Compensation disclosure

CLHIA members, making up 99% of Canadian insurers, require agents to disclose method of compensation, the companies they represent and conflicts of interest to the consumer.

“To my knowledge, no court has considered these as informative or binding,” Harold Geller said, “nor can the CLHIA disclosure requirements be considered to require meaningful disclosure understandable to the average purchaser of life insurance.”

Mr. Rogers said he would like to see a disclosure document provided to the client by the agent that lists the services the client will get, how and what he’ll pay for them, the agent’s qualifications (education and experience) and the procedure for making complaints.

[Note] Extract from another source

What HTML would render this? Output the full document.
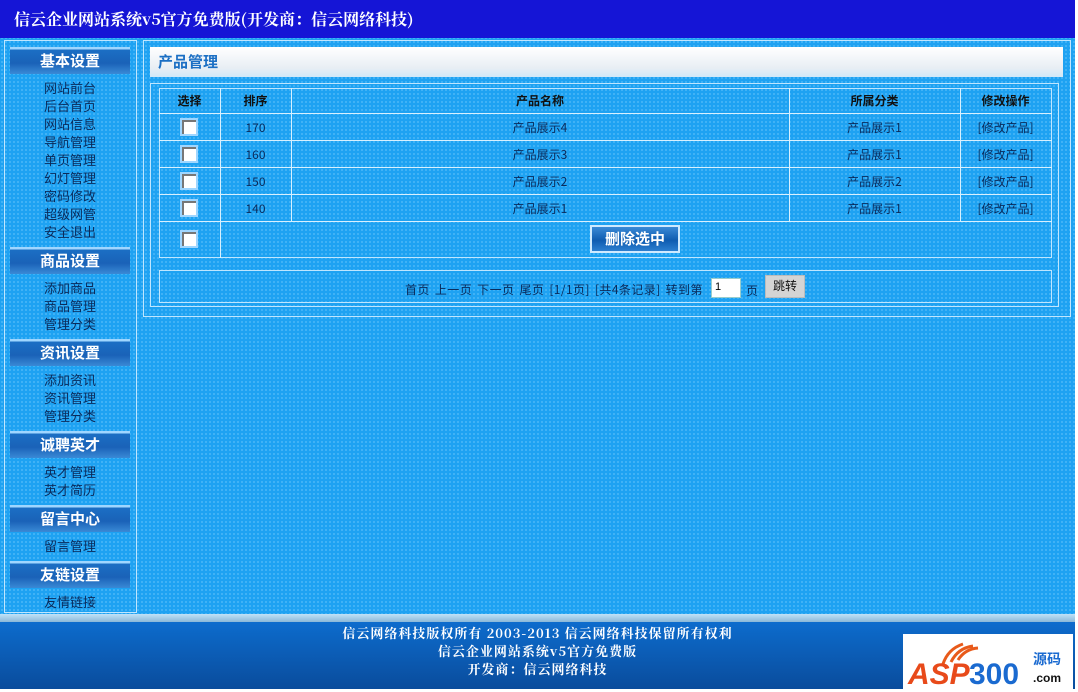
<!DOCTYPE html>
<html><head><meta charset="utf-8"><style>
*{margin:0;padding:0;box-sizing:border-box}
body{width:1078px;height:689px;overflow:hidden;background:#fff;position:relative;font-family:"Liberation Sans","SimSun","Noto Sans CJK SC",sans-serif;font-size:12px;color:#0a2a5a}
.bg{position:absolute;left:0;top:0;width:1075px;height:689px;background:#1ea2f2;background-image:radial-gradient(circle,#6cc6fa 0.6px,transparent 0.9px);background-size:4px 4px}
.hdr{position:absolute;left:0;top:0;width:1075px;height:38px;background:#1515d6;color:#fff;font:bold 16px "Noto Serif CJK SC","Noto Sans CJK SC",serif;line-height:38px;padding-left:14px;letter-spacing:0}
.box{position:absolute;border:1px solid #bfe6ff}
.sh{position:absolute;left:10px;width:120px;height:27px;background:linear-gradient(180deg,#9fd6ff 0,#9fd6ff 2px,#1b6fc4 3px,#1a62b8 60%,#3a8ad6 100%);color:#fff;font:bold 15px "Noto Sans CJK SC",sans-serif;text-align:center;line-height:27px}
.it{position:absolute;left:0;width:140px;text-align:center;font:13px "Noto Sans CJK SC",sans-serif;color:#0a2a5a;line-height:18px}
.title{position:absolute;left:150px;top:47px;width:913px;height:30px;background:linear-gradient(180deg,#fff,#e8eef4 70%,#cfe8f8);font:bold 15px "Noto Sans CJK SC",sans-serif;color:#1b6fc4;line-height:30px;padding-left:8px}
.l{position:absolute;background:#d8f0ff}
.t{position:absolute;text-align:center;font:12px "Noto Sans CJK SC",sans-serif;color:#0a2a5a}
.th{font-weight:bold;color:#111}
.cb{position:absolute;left:180px;width:18px;height:18px;border:2px solid #9fd6ff;background:#fff;box-shadow:inset 2px 2px 0 #777}
.ft{position:absolute;left:0;top:622px;width:1075px;height:67px;background:linear-gradient(180deg,#0d6ccd,#0a4c9c);color:#fff;font:bold 13px "Noto Serif CJK SC","Noto Sans CJK SC",serif;text-align:center;line-height:18px;padding-top:2px;letter-spacing:1px}
</style></head><body>
<div class="bg"></div>
<div class="hdr">信云企业网站系统v5官方免费版(开发商：信云网络科技)</div>

<div class="box" style="left:4px;top:40px;width:133px;height:573px"></div>
<div class="sh" style="top:47px">基本设置</div>
<div class="it" style="top:79px">网站前台<br>后台首页<br>网站信息<br>导航管理<br>单页管理<br>幻灯管理<br>密码修改<br>超级网管<br>安全退出</div>
<div class="sh" style="top:247px">商品设置</div>
<div class="it" style="top:279px">添加商品<br>商品管理<br>管理分类</div>
<div class="sh" style="top:339px">资讯设置</div>
<div class="it" style="top:371px">添加资讯<br>资讯管理<br>管理分类</div>
<div class="sh" style="top:431px">诚聘英才</div>
<div class="it" style="top:463px">英才管理<br>英才简历</div>
<div class="sh" style="top:505px">留言中心</div>
<div class="it" style="top:537px">留言管理</div>
<div class="sh" style="top:561px">友链设置</div>
<div class="it" style="top:593px">友情链接</div>

<div class="box" style="left:143px;top:40px;width:928px;height:277px"></div>
<div class="title">产品管理</div>
<div class="box" style="left:150px;top:83px;width:909px;height:224px"></div>
<div class="box" style="left:159px;top:88px;width:893px;height:170px"></div>
<div class="l" style="left:159px;top:113px;width:893px;height:1px"></div>
<div class="l" style="left:159px;top:140px;width:893px;height:1px"></div>
<div class="l" style="left:159px;top:167px;width:893px;height:1px"></div>
<div class="l" style="left:159px;top:194px;width:893px;height:1px"></div>
<div class="l" style="left:159px;top:221px;width:893px;height:1px"></div>
<div class="l" style="left:220px;top:88px;width:1px;height:170px"></div>
<div class="l" style="left:291px;top:88px;width:1px;height:133px"></div>
<div class="l" style="left:789px;top:88px;width:1px;height:133px"></div>
<div class="l" style="left:960px;top:88px;width:1px;height:133px"></div>

<div class="t th" style="left:159px;top:92px;width:61px">选择</div>
<div class="t th" style="left:220px;top:92px;width:71px">排序</div>
<div class="t th" style="left:291px;top:92px;width:498px">产品名称</div>
<div class="t th" style="left:789px;top:92px;width:171px">所属分类</div>
<div class="t th" style="left:960px;top:92px;width:91px">修改操作</div>

<div class="cb" style="top:118px"></div><div class="t" style="left:220px;top:119px;width:71px">170</div><div class="t" style="left:291px;top:119px;width:498px">产品展示4</div><div class="t" style="left:789px;top:119px;width:171px">产品展示1</div><div class="t" style="left:960px;top:119px;width:91px">[修改产品]</div>
<div class="cb" style="top:145px"></div><div class="t" style="left:220px;top:146px;width:71px">160</div><div class="t" style="left:291px;top:146px;width:498px">产品展示3</div><div class="t" style="left:789px;top:146px;width:171px">产品展示1</div><div class="t" style="left:960px;top:146px;width:91px">[修改产品]</div>
<div class="cb" style="top:172px"></div><div class="t" style="left:220px;top:173px;width:71px">150</div><div class="t" style="left:291px;top:173px;width:498px">产品展示2</div><div class="t" style="left:789px;top:173px;width:171px">产品展示2</div><div class="t" style="left:960px;top:173px;width:91px">[修改产品]</div>
<div class="cb" style="top:199px"></div><div class="t" style="left:220px;top:200px;width:71px">140</div><div class="t" style="left:291px;top:200px;width:498px">产品展示1</div><div class="t" style="left:789px;top:200px;width:171px">产品展示1</div><div class="t" style="left:960px;top:200px;width:91px">[修改产品]</div>
<div class="cb" style="top:230px"></div>
<div style="position:absolute;left:590px;top:225px;width:90px;height:28px;border:2px solid #cfeaff;background:linear-gradient(180deg,#3a8ad6,#0f5cb0 55%,#2c7fd0);color:#fff;font:bold 15px 'Noto Sans CJK SC',sans-serif;text-align:center;line-height:24px">删除选中</div>

<div class="box" style="left:159px;top:270px;width:893px;height:33px"></div>
<div class="t" style="left:405px;top:281px;text-align:left;white-space:nowrap;letter-spacing:0.4px;word-spacing:2px">首页 上一页 下一页 尾页 [1/1页] [共4条记录] 转到第</div>
<div style="position:absolute;left:711px;top:278px;width:30px;height:20px;background:#fff;border:1px solid #9cc;font-size:11px;padding:2px 3px;color:#000">1</div>
<div class="t" style="left:746px;top:282px">页</div>
<div style="position:absolute;left:765px;top:275px;width:40px;height:23px;background:#d4d4d4;border:1px solid #bbb;font:12px 'Noto Sans CJK SC',sans-serif;text-align:center;line-height:20px;color:#111">跳转</div>

<div style="position:absolute;left:0;top:614px;width:1075px;height:8px;background:linear-gradient(180deg,#bfe2f8,#8ab8d8)"></div>
<div class="ft">信云网络科技版权所有 2003-2013 信云网络科技保留所有权利<br>信云企业网站系统v5官方免费版<br>开发商：信云网络科技</div>
<div style="position:absolute;left:903px;top:634px;width:170px;height:55px;background:#fff">
<svg width="170" height="55" viewBox="0 0 170 55">
<path d="M40 30 Q45 15 60 10 M48 28 Q55 14 70 12 M55 26 Q62 15 75 14" stroke="#e85a1a" stroke-width="3" fill="none"/>
<text x="5" y="50" font-family="Liberation Sans" font-weight="bold" font-style="italic" font-size="30" fill="#e84a1a">ASP</text>
<text x="66" y="50" font-family="Liberation Sans" font-weight="bold" font-size="30" fill="#1a6ad0">300</text>
<text x="130" y="30" font-family="Noto Sans CJK SC" font-weight="bold" font-size="14" fill="#1a6ad0">源码</text>
<text x="130" y="48" font-family="Liberation Sans" font-weight="bold" font-size="12" fill="#111">.com</text>
</svg></div>
</body></html>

Some MGAs are taking steps to protect themselves and the agents who work with them from liabilities that could arise from transactions with clients. Gary Goldshmidt, president of Stone-Hedge Financial Group Inc., a Toronto-based MGA, put a compliance regime in place when he set up his company a few years ago. Agents who work through his MGA have to document the client’s suitability for the policy or investment, and Mr. Goldshmidt has developed a guide to measure risk tolerance. Agents also provide clients with a disclosure document making them aware of the fees they are paying, and a privacy protection document. “Agents need to view compliance as an asset rather than a liability,” he added, “because agents as well as dealers can find themselves on the line.”

CAILBA is developing its new Compliance Toolbox (See The Insurance and Investment Journal, November/December 2010) to help MGAs set up compliance regimes. The first phase, being launched this spring, will supply MGA members with a generic set of compliance documents. Use of the toolbox won’t be mandatory, Mr. Lamarche said, “but rather part of suggested best practices.”